FPと文学・エッセイ 〜是れ日々なり〜

ライフプラン、資産設計のほか、文学・社会・芸術・文化など気まぐれに日々、FPがつづるエッセイ。

よさこい踊りの女 ~ 真夏の日の美

2014-10-20 02:09:11 | 文学・絵画・芸術

 夏の暑い盛りにおさな子たちが遊ぶ「じゃぶじゃぶ池」を、この日は水を抜いてコンクリートの底を土台にしたやぐら舞台で、女8人が踊った。フェスティバルの「よさこい」踊りのおんな衆が、青・赤・黄・緑の鮮やかな大漁旗にも見える衣装の片肌脱いだ姿で、一斉に太鼓の音とともに動き出す。曲と歌声とが混じる中で、女1人が舞台から踊り降りてくる。

―― よさこい、よさこい。

 降りてきて観衆に交じり、踊りましょ、と色のある眼で声を掛けながら体をリズミカルに動かす女の斜めの顔が、艶やかに光る。眼元や唇は踊り用のおしろいとメイクで派手に見栄え、濃い睫の奥は黒光りするようで、横顔の鼻すじはきれいに伸び、赤すぎる唇がにっこり笑い人を誘う。

―― さ、一緒に踊りましょ。

 そういう彼女の顔が、すい、とこちらを見た。そして眼が合った。眼は一瞬、僕を見て止まったが、すぐまたもとに向き直って、踊り続けた。

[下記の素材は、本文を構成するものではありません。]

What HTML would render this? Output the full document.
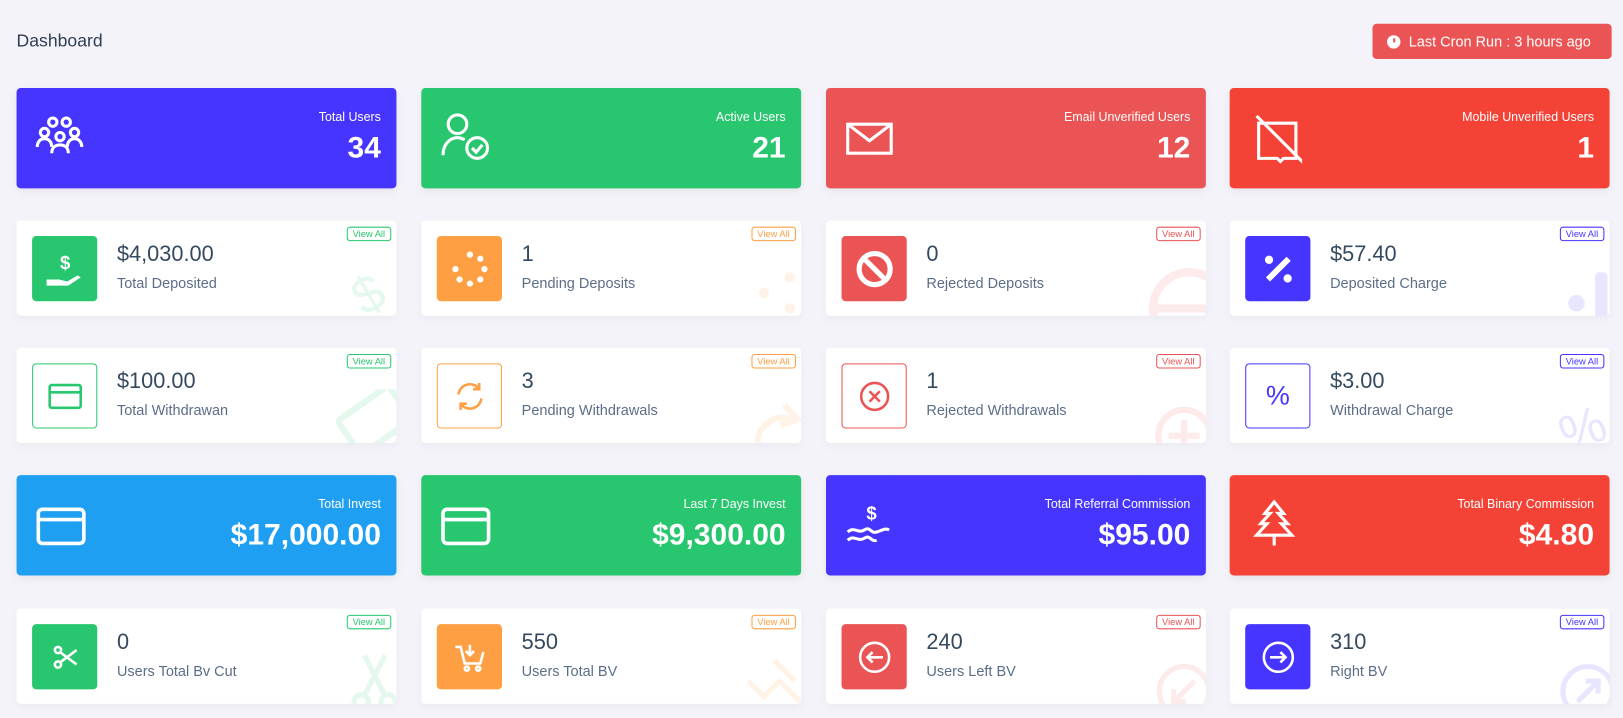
<!DOCTYPE html>
<html><head><meta charset="utf-8"><style>
*{box-sizing:border-box;margin:0;padding:0}
html,body{width:1623px;height:718px;background:#f3f3f9;overflow:hidden}
#w{position:absolute;left:0;top:0;width:1568px;height:694px;transform:scale(1.03508);transform-origin:0 0;font-family:"Liberation Sans",sans-serif;color:#34495e}
.title{position:absolute;left:16px;top:30px;font-size:17px;color:#2f3e53}
.cron{position:absolute;left:1326px;top:23px;width:231px;height:34px;background:#ea5455;border-radius:4px;color:#fff;font-size:14px;display:flex;align-items:center;padding-left:14px}
.cron .c{width:13px;height:13px;border-radius:50%;background:#fff;margin-right:8px;position:relative}
.cron .c:after{content:"";position:absolute;left:6px;top:3px;width:2px;height:4px;background:#ea5455}
.big{position:absolute;width:367px;height:97px;border-radius:4px;color:#fff;box-shadow:0 3px 8px rgba(0,0,0,.06)}
.big .lab{position:absolute;right:15px;top:21px;font-size:12px}
.big .val{position:absolute;right:15px;top:42px;font-size:29px;font-weight:bold}
.big svg{position:absolute;left:18px;top:23px}
.sm{position:absolute;width:367px;height:92px;background:#fff;border-radius:4px;overflow:hidden;box-shadow:0 3px 8px rgba(0,0,0,.04)}
.sm .ic{position:absolute;left:15px;top:15px;width:63px;height:63px;border-radius:4px;display:flex;align-items:center;justify-content:center}
.sm .v{position:absolute;left:97px;top:21px;font-size:21px;color:#34495e}
.sm .l{position:absolute;left:97px;top:52px;font-size:14px;color:#5b6e88}
.sm .va{position:absolute;right:5px;top:6px;font-size:9px;border:1px solid;border-radius:3px;padding:1px 5px}
.sm .bg{position:absolute;right:-4px;bottom:-8px;opacity:.12}
</style></head><body><div id="w">
<div class="title">Dashboard</div>
<div class="cron"><span class="c"></span>Last Cron Run : 3 hours ago</div>

<div class="big" style="left:16px;top:85px;background:#4634ff"><svg width="52" height="50" viewBox="0 0 52 50" fill="none" stroke="#fff" stroke-width="3"><circle cx="17" cy="10" r="4"/><circle cx="30" cy="10" r="4"/><circle cx="9" cy="20" r="4"/><circle cx="24" cy="24" r="4"/><circle cx="38" cy="20" r="4"/><path d="M2 34c0-5 3-8 7-8s7 3 7 8M16 40c0-5 3-8 8-8s8 3 8 8M31 34c0-5 3-8 7-8s7 3 7 8"/></svg><div class="lab">Total Users</div><div class="val">34</div></div>
<div class="big" style="left:407px;top:85px;background:#28c76f"><svg width="52" height="50" viewBox="0 0 52 50" fill="none" stroke="#fff" stroke-width="3"><circle cx="17" cy="12" r="9"/><path d="M3 42c0-10 6-17 14-17 3 0 5 1 7 2"/><circle cx="36" cy="35" r="10"/><path d="M31 35l4 4 6-7"/></svg><div class="lab">Active Users</div><div class="val">21</div></div>
<div class="big" style="left:798px;top:85px;background:#ea5455"><svg width="52" height="50" viewBox="0 0 52 50" fill="none" stroke="#fff" stroke-width="3"><rect x="3" y="12" width="42" height="28"/><path d="M3 12l21 16 21-16"/></svg><div class="lab">Email Unverified Users</div><div class="val">12</div></div>
<div class="big" style="left:1188px;top:85px;background:#f44336"><svg width="52" height="50" viewBox="0 0 52 50" fill="none" stroke="#fff" stroke-width="3"><path d="M10 11h36v34H34l-3 3-3-3H10z"/><path d="M8 4l46 46" /></svg><div class="lab">Mobile Unverified Users</div><div class="val">1</div></div>

<div class="sm" style="left:16px;top:213px"><div class="ic" style="background:#28c76f"><svg width="40" height="40" viewBox="0 0 40 40" fill="#fff"><text x="15" y="20" font-size="18" font-weight="bold" font-family="Liberation Sans">$</text><path d="M2 30h12l8 2 10-6 3 2-12 8H2z"/></svg></div><div class="v">$4,030.00</div><div class="l">Total Deposited</div><div class="va" style="color:#28c76f;border-color:#28c76f">View All</div><svg class="bg" width="50" height="60" viewBox="0 0 50 60"><text x="5" y="45" font-size="50" fill="#28c76f" transform="rotate(-30 25 30)">$</text></svg></div>
<div class="sm" style="left:407px;top:213px"><div class="ic" style="background:#ff9f43"><svg width="40" height="40" viewBox="0 0 40 40" fill="#fff"><circle cx="20" cy="6" r="3"/><circle cx="30" cy="10" r="3"/><circle cx="34" cy="20" r="3"/><circle cx="30" cy="30" r="3"/><circle cx="20" cy="34" r="3"/><circle cx="10" cy="30" r="3"/><circle cx="6" cy="20" r="3"/></svg></div><div class="v">1</div><div class="l">Pending Deposits</div><div class="va" style="color:#ff9f43;border-color:#ff9f43">View All</div><svg class="bg" width="60" height="60"><circle cx="45" cy="15" r="5" fill="#ff9f43"/><circle cx="20" cy="30" r="5" fill="#ff9f43"/><circle cx="45" cy="45" r="5" fill="#ff9f43"/></svg></div>
<div class="sm" style="left:798px;top:213px"><div class="ic" style="background:#ea5455"><svg width="40" height="40" viewBox="0 0 40 40" fill="none" stroke="#fff" stroke-width="5"><circle cx="20" cy="20" r="15"/><path d="M10 10l20 20"/></svg></div><div class="v">0</div><div class="l">Rejected Deposits</div><div class="va" style="color:#ea5455;border-color:#ea5455">View All</div><svg class="bg" width="70" height="60"><circle cx="50" cy="45" r="35" fill="none" stroke="#ea5455" stroke-width="8"/><path d="M15 45h70" stroke="#ea5455" stroke-width="8"/></svg></div>
<div class="sm" style="left:1188px;top:213px"><div class="ic" style="background:#4634ff"><svg width="40" height="40" viewBox="0 0 40 40" fill="#fff"><circle cx="11" cy="11" r="4"/><circle cx="29" cy="29" r="4"/><path d="M28 8l4 4-20 20-4-4z"/></svg></div><div class="v">$57.40</div><div class="l">Deposited Charge</div><div class="va" style="color:#4634ff;border-color:#4634ff">View All</div><svg class="bg" width="50" height="60"><circle cx="14" cy="40" r="8" fill="#4634ff"/><rect x="32" y="10" width="12" height="60" rx="4" fill="#4634ff"/></svg></div>

<div class="sm" style="left:16px;top:336px"><div class="ic" style="border:1px solid #28c76f"><svg width="34" height="26" fill="none" stroke="#28c76f" stroke-width="2.5"><rect x="2" y="2" width="30" height="22" rx="2"/><path d="M2 9h30"/></svg></div><div class="v">$100.00</div><div class="l">Total Withdrawan</div><div class="va" style="color:#28c76f;border-color:#28c76f">View All</div><svg class="bg" width="70" height="60"><rect x="15" y="10" width="60" height="40" rx="4" fill="none" stroke="#28c76f" stroke-width="6" transform="rotate(-35 45 30)"/></svg></div>
<div class="sm" style="left:407px;top:336px"><div class="ic" style="border:1px solid #ff9f43"><svg width="32" height="32" viewBox="0 0 32 32" fill="none" stroke="#ff9f43" stroke-width="2.5"><path d="M5 14a11 11 0 0 1 20-5M27 18a11 11 0 0 1-20 5M25 3v6h-6M7 29v-6h6"/></svg></div><div class="v">3</div><div class="l">Pending Withdrawals</div><div class="va" style="color:#ff9f43;border-color:#ff9f43">View All</div><svg class="bg" width="60" height="60" fill="none" stroke="#ff9f43" stroke-width="6"><path d="M15 60a25 25 0 0 1 35-30M40 15l12 14-16 6"/></svg></div>
<div class="sm" style="left:798px;top:336px"><div class="ic" style="border:1px solid #ea5455"><svg width="32" height="32" fill="none" stroke="#ea5455" stroke-width="2.5"><circle cx="16" cy="16" r="13"/><path d="M11 11l10 10M21 11l-10 10"/></svg></div><div class="v">1</div><div class="l">Rejected Withdrawals</div><div class="va" style="color:#ea5455;border-color:#ea5455">View All</div><svg class="bg" width="60" height="60" fill="none" stroke="#ea5455" stroke-width="6"><circle cx="35" cy="45" r="25"/><path d="M35 30v30M20 45h30"/></svg></div>
<div class="sm" style="left:1188px;top:336px"><div class="ic" style="border:1px solid #4634ff"><span style="color:#4634ff;font-size:26px">%</span></div><div class="v">$3.00</div><div class="l">Withdrawal Charge</div><div class="va" style="color:#4634ff;border-color:#4634ff">View All</div><svg class="bg" width="60" height="60"><text x="5" y="55" font-size="50" fill="#4634ff" transform="rotate(-20 30 30)">%</text></svg></div>

<div class="big" style="left:16px;top:459px;background:#1e9ff2"><svg width="52" height="50" fill="none" stroke="#fff" stroke-width="3.5"><rect x="3" y="10" width="44" height="33" rx="4"/><path d="M3 20h44"/></svg><div class="lab">Total Invest</div><div class="val">$17,000.00</div></div>
<div class="big" style="left:407px;top:459px;background:#28c76f"><svg width="52" height="50" fill="none" stroke="#fff" stroke-width="3.5"><rect x="3" y="10" width="44" height="33" rx="4"/><path d="M3 20h44"/></svg><div class="lab">Last 7 Days Invest</div><div class="val">$9,300.00</div></div>
<div class="big" style="left:798px;top:459px;background:#4634ff"><svg width="52" height="50" fill="none" stroke="#fff" stroke-width="3"><text x="21" y="20" font-size="18" font-weight="bold" fill="#fff" stroke="none" font-family="Liberation Sans">$</text><path d="M3 32c6-6 10 2 16-2s6 4 12 2 8-4 12-2M3 40c6-6 10 2 16-2s6 4 12 2"/></svg><div class="lab">Total Referral Commission</div><div class="val">$95.00</div></div>
<div class="big" style="left:1188px;top:459px;background:#f44336"><svg width="52" height="50" fill="none" stroke="#fff" stroke-width="3"><path d="M25 3l-9 11h5l-9 10h6L8 35h34l-10-11h6l-9-10h5zM25 35v10"/></svg><div class="lab">Total Binary Commission</div><div class="val">$4.80</div></div>

<div class="sm" style="left:16px;top:588px"><div class="ic" style="background:#28c76f"><svg width="30" height="30" fill="none" stroke="#fff" stroke-width="2.5"><circle cx="8" cy="8" r="3"/><circle cx="8" cy="22" r="3"/><path d="M10 10l16 12M10 20l16-12"/></svg></div><div class="v">0</div><div class="l">Users Total Bv Cut</div><div class="va" style="color:#28c76f;border-color:#28c76f">View All</div><svg class="bg" width="50" height="60" fill="none" stroke="#28c76f" stroke-width="5"><circle cx="12" cy="50" r="7"/><circle cx="38" cy="50" r="7"/><path d="M15 44L35 5M35 44L15 5"/></svg></div>
<div class="sm" style="left:407px;top:588px"><div class="ic" style="background:#ff9f43"><svg width="32" height="32" fill="none" stroke="#fff" stroke-width="2.5"><path d="M2 6h5l4 16h15l3-11M16 4v10M12 10l4 4 4-4"/><circle cx="13" cy="27" r="2"/><circle cx="24" cy="27" r="2"/></svg></div><div class="v">550</div><div class="l">Users Total BV</div><div class="va" style="color:#ff9f43;border-color:#ff9f43">View All</div><svg class="bg" width="60" height="60" fill="none" stroke="#ff9f43" stroke-width="5"><path d="M5 30l15 15 15-15 20 20M30 10l20 20"/></svg></div>
<div class="sm" style="left:798px;top:588px"><div class="ic" style="background:#ea5455"><svg width="34" height="34" fill="none" stroke="#fff" stroke-width="2.5"><circle cx="17" cy="17" r="14"/><path d="M25 17H10M15 12l-5 5 5 5"/></svg></div><div class="v">240</div><div class="l">Users Left BV</div><div class="va" style="color:#ea5455;border-color:#ea5455">View All</div><svg class="bg" width="60" height="60" fill="none" stroke="#ea5455" stroke-width="5"><circle cx="35" cy="40" r="24"/><path d="M45 30L25 50M25 38v12h12"/></svg></div>
<div class="sm" style="left:1188px;top:588px"><div class="ic" style="background:#4634ff"><svg width="34" height="34" fill="none" stroke="#fff" stroke-width="2.5"><circle cx="17" cy="17" r="14"/><path d="M9 17h15M19 12l5 5-5 5"/></svg></div><div class="v">310</div><div class="l">Right BV</div><div class="va" style="color:#4634ff;border-color:#4634ff">View All</div><svg class="bg" width="60" height="60" fill="none" stroke="#4634ff" stroke-width="5"><circle cx="35" cy="40" r="24"/><path d="M25 50L45 30M33 30h12v12"/></svg></div>
</div></body></html>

 背を見せる彼女の身体は、まるで後ろ姿で僕を見ているように揺らいでいる。指の動きと腰つき、白い腕や伸びた脚の緩やかなしなり、躍動的にリズミカルに、くるり、くるりと宙を妖しく回転して動くようなさまに、僕はずっと心を取られていた。そして、踊りながら時々身を翻してこちらに向ける顔に、僕は何度もはっとした。もちろん、あんまり美しかったからだ。

 このとき僕は、あの小説の一節を思い出した。

 「美――。美とは恐ろしく、おっかないもんだよ。なぜって、美にかかったら、何もが杓子定規にいかないからなあ・・・・」(「カラマーゾフの兄弟」)

 美。美は人を狂わせる。美の前では、倫理も思想も理性も知性も関係ない。美の前では、すべて無力だ。

―― 美女は、なにゆえ美しいのだ。

 黒い髪を高く髻に結いあげ、睫を厚くし、白い化粧に眼元がくっきりと映える。踊り衣装がはだけ、上半身を顕わにした体の線を際立たせる純白のシャツと、柔らかく自在に動く腕。あくまでしなやかに踊る女の下半身の衣装は艶やかな色で彩られ、裾をたくし上げたふっくらとした腰回りにまとわりつく。揺れる腰とともに衣装が踊っている。

 激しく揺れる手脚の動きは、女の生であり、何か生の源から溢れ出る力であり、性の意志でもある。

 白い足袋が、さ、さ、と交互に出て、引っ込む。そのリズムと手の指先の微妙な翻(ひるがえ)りに、僕はひとときも眼を動かさず、音と音の隙に彼女と眼が合うたびに、少年のようなときめきと恥じらいを感じるのだった。